Escucho  una vez más el Concierto Para Piano Nº 23 de Mozart.  Un amigo me ha dicho que a él esta música le causa un efecto opuesto al mío: lo deprime. Cosa más extraña, pienso. Un segundo amigo a quien consulto me dice que lo aflige, y un tercero me confiesa que lo estimula a realizar una acción creativa. 
No existe desde luego un enfoque único a través de los sentidos. Lo que para uno es negro, para otro es blanco y para otro es gris. Y esto es así porque la realidad es un fenómeno subjetivo que consiste en percibir e interpretar lo que un individuo considera como real; mientras que lo real es lo que existe, sea o no percibido por el individuo. 
Nuestro cerebro límbico no produce en todos los mismos sentimientos a partir del concierto de Mozart. Cada uno de nosotros lo siente y percibe a partir de sus mapas  mentales (conjunto de ideas, valores y creencias que desarrollamos a lo largo de nuestras vidas), así como también a la forma en que nuestro cerebro establece sus redes neuronales frente a la música que escucha. 
«Nada es verdad ni es mentira, todo es según el color del cristal con que mira», dice un refrán que se difundió mucho antes de que las neurociencias comprobasen que la realidad se construye por la fuerza de los pensamientos o que el cerebro es incapaz de distinguir entre lo que es real y lo que intencionalmente una persona instala en su mente. 
Un libro sagrado de los judío como El Talmud lo dice de manera más certera: «No vemos las cosas como son, las vemos como somos». ¿Y qué somos? Una suma de experiencias anteriores, un manojo de herencias genéticas, un conjunto de funciones cerebrales, una individualidad episódica producto de millones de redes neuronales. 
¿Qué pasaría si el Concierto Paria Piano Nº 23 de Mozart provocara en todos los que lo escuchan un mismo efecto? Supongo que no seríamos seres humanos sino robots y la vida sería muy monótona y aburrida. Así como no podemos memorizarlos todo tal y como le ocurrió Funes El Memorioso, un personaje de Borges― porque la memoria se convertiría en un tormento, así también no podemos construir cerebralmente una única realidad porque todos nuestras actos serían previsibles y repetitivos, con la pérdida de libertad que esto supondría. 
En cada de uno de nosotros, la música, la de Mozart especialmente, se particulariza, se hace indefinible y nos dice finalmente quiénes somos. Podría ser que a mí sus creaciones me proporcionan un estado que mezcla la felicidad con la ternura debido a que en mi cerebro su música está asociada a una imagen de felicidad en mi infancia; al que lo deprime, tal vez porque en su cerebro tiene anotado un hecho triste en su vida; y al que lo consterna, porque tal vez es la música que escuchaba de niño la madre que lo crió con tanto amor. 
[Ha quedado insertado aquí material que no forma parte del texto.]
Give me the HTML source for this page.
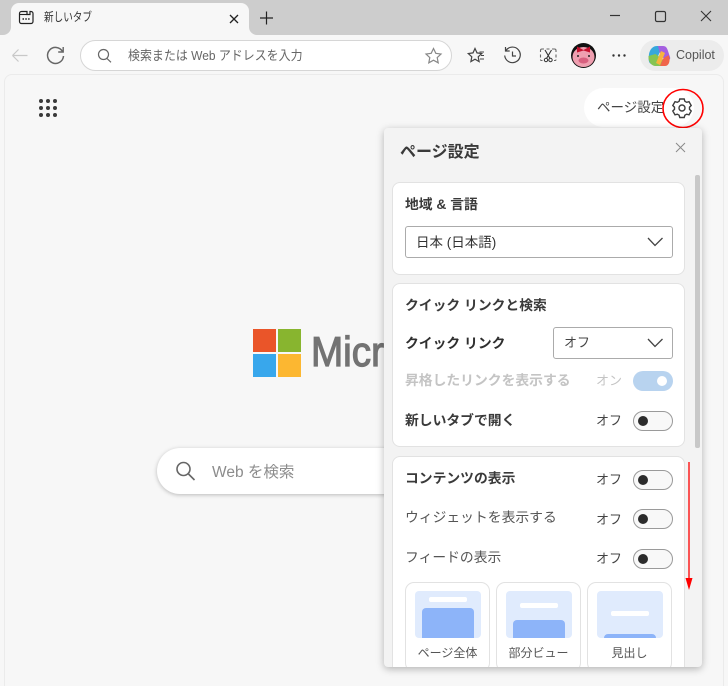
<!DOCTYPE html>
<html lang="ja"><head><meta charset="utf-8"><style>
html,body{margin:0;padding:0;width:728px;height:686px;overflow:hidden;background:#f7f7f7}
body{position:relative;font-family:"Liberation Sans","Noto Sans CJK JP",sans-serif;color:#333}
.a{position:absolute;white-space:nowrap}
svg{position:absolute;overflow:visible}
.t{font-size:13.8px;line-height:18px}
.o{font-size:13px;line-height:18px;color:#444}
.b{font-weight:700;color:#3a3a3a}
.card{position:absolute;left:392px;width:293px;background:#fff;border:1px solid #e2e2e2;border-radius:8px;box-sizing:border-box}
.tog{position:absolute;left:633px;width:40px;height:20px;border:1px solid #9a9a9a;border-radius:10px;box-sizing:border-box;background:#f8f8f8}
.tog i{position:absolute;left:4px;top:4px;width:10px;height:10px;border-radius:50%;background:#2b2b2b}
.sel{position:absolute;background:#fff;border:1px solid #ababab;border-radius:3px;box-sizing:border-box}
.th{position:absolute;top:582px;width:85px;height:90px;background:#fff;border:1px solid #e2e2e2;border-radius:9px;box-sizing:border-box}
.pv{position:absolute;left:9px;top:8px;width:66px;height:47px;background:#e0ebfd;border-radius:4px;overflow:hidden}
.pv u{position:absolute;left:14px;width:38px;height:5px;background:#fff;border-radius:2px}
.pv b{position:absolute;left:7px;width:52px;background:#8db4f9;border-radius:4px 4px 0 0;height:40px}
.th span{position:absolute;left:0;right:0;top:62px;text-align:center;font-size:12px;line-height:16px;color:#555}
</style></head><body>
<div class="a" style="left:0;top:0;width:728px;height:35px;background:#cdcdcd"></div>
<div class="a" style="left:11px;top:3px;width:238px;height:32px;background:#f7f7f7;border-radius:8px 8px 0 0"></div>
<svg style="left:0;top:0" width="728" height="74" fill="none">
<path d="M3 35a8 8 0 0 0 8-8v8zM249 27a8 8 0 0 0 8 8h-8z" fill="#f7f7f7"/>
<path d="M27 11.500h-5.500a2 2 0 0 0-2 2v8a2 2 0 0 0 2 2h9.500a2 2 0 0 0 2-2v-8a2 2 0 0 0-2-2h-1v3h-3z" stroke="#222" stroke-width="1.200"/>
<path d="M19.500 14.500h7.500" stroke="#222" stroke-width="1.100"/>
<path d="M22.500 19h8" stroke="#222" stroke-width="1.500" stroke-dasharray="1.500 1.300"/>
<path d="M230 15l8 8M238 15l-8 8" stroke="#222" stroke-width="1.300"/>
<path d="M266.500 11.500v13M260 18h13" stroke="#222" stroke-width="1.200"/>
<path d="M610 15.500h10" stroke="#333" stroke-width="1.200"/>
<rect x="655.500" y="11.500" width="10" height="10" rx="1.500" stroke="#333" stroke-width="1.200"/>
<path d="M701 11l10 10M711 11l-10 10" stroke="#333" stroke-width="1.100"/>
<path d="M12.500 55.500h15M12.500 55.500l6-6M12.500 55.500l6 6" stroke="#c8c8c8" stroke-width="1.200"/>
<path d="M62.500 51.500A8 8 0 1 0 63.500 56" stroke="#666" stroke-width="1.500"/>
<path d="M63.200 47v5h-5" stroke="#666" stroke-width="1.400"/>
</svg>
<div class="a" style="left:44px;top:9px;font-size:12px;line-height:17px;color:#333;transform:scaleX(.8);transform-origin:left top">新しいタブ</div>
<div class="a" style="left:80px;top:40px;width:372px;height:31px;box-sizing:border-box;background:#fff;border:1px solid #d6d6d6;border-radius:16px"></div>
<div class="a" style="left:128px;top:46px;font-size:13px;line-height:19px;color:#666;transform:scaleX(.92);transform-origin:left top">検索または Web アドレスを入力</div>
<svg style="left:0;top:0" width="728" height="130" fill="none">
<circle cx="103.500" cy="54.500" r="5" stroke="#666" stroke-width="1.200"/><path d="M107 58.500l4 3.800" stroke="#666" stroke-width="1.200"/>
<path d="M433.500 48.500l2.300 4.800 5.200.7-3.800 3.600 1 5.200-4.700-2.600-4.700 2.600 1-5.200-3.800-3.600 5.200-.7z" stroke="#888" stroke-width="1.200"/>
<path d="M475 48.500l2 4.400 4.700.6-3.500 3.300.9 4.800-4.100-2.400-4.100 2.400.9-4.800-3.500-3.300 4.700-.6z" stroke="#444" stroke-width="1.200"/>
<path d="M479.500 52h4.500M481 55.500h3M480 59h4" stroke="#444" stroke-width="1.100"/>
<path d="M506 50.500a7.800 7.800 0 1 1-1.300 5M505.500 47v4h4.200M512.500 51.500v4.500h3.500" stroke="#444" stroke-width="1.200"/>
<path d="M540.500 52v-1.500a1.500 1.500 0 0 1 1.500-1.500h2M546.500 49h3M552 49h2.500a1.500 1.500 0 0 1 1.500 1.500v1.500M556 54.500v3M556 59.500a1 1 0 0 1-1 1h-1M540.500 54.500v3M540.500 59.500a1 1 0 0 0 1 1h1" stroke="#666" stroke-width="1.100"/>
<path d="M545 50l5 8.500M551.500 50l-5 8.500" stroke="#333" stroke-width="1.100"/><circle cx="546" cy="60" r="1.700" stroke="#333"/><circle cx="550.500" cy="60" r="1.700" stroke="#333"/>
<circle cx="583.500" cy="55.500" r="12.500" fill="#111"/><ellipse cx="583.500" cy="57" rx="11" ry="10" fill="#ef9fb0"/>
<path d="M577 46.500l6.500 3.500 6.500-3.500v6l-6.500-2-6.500 2z" fill="#c4122f"/>
<ellipse cx="583.500" cy="60.500" rx="5" ry="3" fill="#d8607f"/>
<circle cx="578" cy="56" r="1" fill="#222"/><circle cx="589" cy="56" r="1" fill="#222"/>
<circle cx="613.500" cy="55.500" r="1.200" fill="#333"/><circle cx="619" cy="55.500" r="1.200" fill="#333"/><circle cx="624.500" cy="55.500" r="1.200" fill="#333"/>
</svg>
<div class="a" style="left:640px;top:40px;width:84px;height:31px;background:#ececec;border-radius:16px"></div>
<svg style="left:0;top:0" width="728" height="80">
<path d="M649 54c1-5 4-8 8-8h5l-5 13c-1 3-3 5-5 5-3 0-4-3-3-10z" fill="#37a8dc"/>
<path d="M658 46h5c3 0 4 2 5 5l2 6c1 3-2 4-5 3l-5-6z" fill="#a45fe0"/>
<path d="M648.500 57c0 5 3 9 7 9h5l3-6-8-6-7 2z" fill="#86c452"/>
<path d="M660 66h5c3 0 5-3 4.500-8l-1-3c-2 2-5 2-6 5z" fill="#f0644a"/>
<path d="M661 51l-5 12 4 2 5-12z" fill="#f8b33c"/>
</svg>
<div class="a" style="left:676px;top:47px;font-size:12.500px;line-height:17px;color:#555">Copilot</div>

<div class="a" style="left:4px;top:74px;width:720px;height:620px;background:#f7f7f7;border:1px solid #ebebeb;border-radius:8px;box-sizing:border-box"></div>
<svg style="left:0;top:0" width="100" height="130">
<g fill="#3a3a3a"><circle cx="41" cy="101" r="2"/><circle cx="48" cy="101" r="2"/><circle cx="55" cy="101" r="2"/><circle cx="41" cy="108" r="2"/><circle cx="48" cy="108" r="2"/><circle cx="55" cy="108" r="2"/><circle cx="41" cy="115" r="2"/><circle cx="48" cy="115" r="2"/><circle cx="55" cy="115" r="2"/></g>
</svg>
<div class="a" style="left:584px;top:88px;width:110px;height:39px;background:#fff;border-radius:20px"></div>
<div class="a" style="left:597px;top:99px;font-size:13.500px;line-height:18px;color:#444;width:68px;overflow:hidden">ページ設定</div>
<svg style="left:662px;top:88px" width="42" height="41" fill="none">
<ellipse cx="21" cy="20.500" rx="20" ry="19" stroke="#f00" stroke-width="1.600"/>
<g transform="translate(20 20)" stroke="#3c3c3c" stroke-width="1.400">
<path d="M-2.200-9h4.400l.7 2.300 1.800 1 2.300-.6 2.200 3.800-1.700 1.700v2.100l1.700 1.700-2.200 3.800-2.300-.6-1.800 1-.7 2.300h-4.400l-.7-2.300-1.800-1-2.300.6-2.200-3.800 1.700-1.700v-2.100l-1.700-1.700 2.200-3.800 2.300.6 1.800-1z"/>
<circle r="3"/></g></svg>

<svg style="left:253px;top:329px" width="48" height="48">
<rect width="23" height="23" fill="#ea5529"/><rect x="25" width="23" height="23" fill="#88b52f"/>
<rect y="25" width="23" height="23" fill="#38a7ec"/><rect x="25" y="25" width="23" height="23" fill="#fcb731"/></svg>
<div class="a" style="left:311px;top:326px;font-size:42px;line-height:52px;color:#737373;width:80px;overflow:hidden;-webkit-text-stroke:1.200px #737373;transform:scaleX(.92);transform-origin:left top">Microsoft</div>
<div class="a" style="left:157px;top:448px;width:260px;height:46px;background:#fff;border-radius:23px;box-shadow:0 1px 4px rgba(0,0,0,.25)"></div>
<svg style="left:170px;top:458px" width="30" height="26" fill="none"><circle cx="13.500" cy="11" r="6.500" stroke="#666" stroke-width="1.600"/><path d="M18.500 16l6 6" stroke="#666" stroke-width="1.600"/></svg>
<div class="a" style="left:212px;top:462px;font-size:15.500px;line-height:21px;color:#8c8c8c">Web を検索</div>

<div class="a" style="left:384px;top:128px;width:318px;height:539px;background:#f3f3f3;border-radius:4px;box-shadow:0 2px 8px rgba(0,0,0,.28);overflow:hidden"></div>
<div class="a" style="left:400px;top:142px;font-size:16px;line-height:21px;font-weight:700;color:#3a3a3a">ページ設定</div>
<svg style="left:675px;top:142px" width="11" height="11" fill="none"><path d="M1 1l9 9M10 1l-9 9" stroke="#888" stroke-width="1"/></svg>
<div class="a" style="left:695px;top:175px;width:5px;height:273px;background:#c8c8c8;border-radius:2px"></div>

<div class="card" style="top:182px;height:93px"></div>
<div class="a t b" style="left:405px;top:196px">地域 &amp; 言語</div>
<div class="sel" style="left:405px;top:226px;width:268px;height:32px"></div>
<div class="a" style="left:416px;top:234px;font-size:13.500px;line-height:18px;color:#333">日本 (日本語)</div>
<svg style="left:646px;top:236px" width="18" height="12" fill="none"><path d="M2 2l7 7.500L16.500 2" stroke="#444" stroke-width="1.300"/></svg>

<div class="card" style="top:283px;height:164px"></div>
<div class="a t b" style="left:405px;top:297px">クイック リンクと検索</div>
<div class="a t b" style="left:405px;top:335px;color:#2f2f2f">クイック リンク</div>
<div class="sel" style="left:553px;top:327px;width:120px;height:32px"></div>
<div class="a o" style="left:564px;top:334px">オフ</div>
<svg style="left:646px;top:337px" width="18" height="12" fill="none"><path d="M2 2l7 7.500L16.500 2" stroke="#444" stroke-width="1.300"/></svg>
<div class="a t" style="left:405px;top:372px;font-weight:700;color:#c4c4c4">昇格したリンクを表示する</div>
<div class="a o" style="left:596px;top:372px;color:#c4c4c4">オン</div>
<div class="a" style="left:633px;top:371px;width:40px;height:20px;background:#b8d3ef;border-radius:10px"><i style="position:absolute;left:24px;top:5px;width:10px;height:10px;border-radius:50%;background:#fff"></i></div>
<div class="a t b" style="left:405px;top:412px">新しいタブで開く</div>
<div class="a o" style="left:596px;top:412px">オフ</div>
<div class="tog" style="top:411px"><i></i></div>

<div class="a" style="left:392px;top:456px;width:293px;height:211px;overflow:hidden">
<div class="card" style="left:0;top:0;height:260px"></div></div>
<div class="a t b" style="left:405px;top:470px">コンテンツの表示</div>
<div class="a o" style="left:596px;top:471px">オフ</div>
<div class="tog" style="top:470px"><i></i></div>
<div class="a t" style="left:405px;top:509px;color:#555">ウィジェットを表示する</div>
<div class="a o" style="left:596px;top:511px">オフ</div>
<div class="tog" style="top:509px"><i></i></div>
<div class="a t" style="left:405px;top:549px;color:#555">フィードの表示</div>
<div class="a o" style="left:596px;top:550px">オフ</div>
<div class="tog" style="top:549px"><i></i></div>

<div class="a" style="left:384px;top:570px;width:318px;height:97px;overflow:hidden">
<div class="th" style="left:21px;top:12px"><div class="pv"><u style="top:6px"></u><b style="top:17px"></b></div><span>ページ全体</span></div>
<div class="th" style="left:112px;top:12px"><div class="pv"><u style="top:12px"></u><b style="top:29px"></b></div><span>部分ビュー</span></div>
<div class="th" style="left:203px;top:12px"><div class="pv"><u style="top:20px"></u><b style="top:43px"></b></div><span>見出し</span></div>
</div>

<svg style="left:684px;top:460px" width="10" height="132" fill="none"><path d="M5 2v122" stroke="#f00" stroke-width="1.300"/><path d="M1.500 118L5 130l3.500-12z" fill="#f00"/></svg>
</body></html>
«Los deseos, ideologías, creencias, sentimientos y mapas mentales (entre otros poderosos fenómenos) actúan como potentes filtros perceptuales, haciendo que los datos encajen con lo que cada uno quiere percibir», afirma Néstor Braidot. Estos elementos serían  inconscientes y dirigirían, entre otras cosas, nuestros gustos musicales. 
Los neurólogos han tratado de explicar esta diversidad de interpretaciones de lo real a partir de la incapacidad del cerebro para procesar toda la información que recibe (solo lo hace con el 1% del total); es decir, que opta por lo más sencillo: deja que cada cerebro construya su propia realidad con los pocos datos que posee.  Mi pregunta, ¿actúa también así con la música mediocre? ¿O respecto a la mediocridad las redes neuronales de todos los individuos ―por lo menos de los que han desarrollado su gusto y su sensibilidad musical― tienen una sola interpretación?  
La otra explicación es que nuestros gustos son diversos porque nuestros cerebros están dotados de la neuroplasticidad; es decir, de la capacidad del cerebro para formar nuevas redes como resultado de la relación del individuo con su entorno. En este sentido, tal vez la belleza es una batalla que se libra exclusivamente en el terreno de la mente.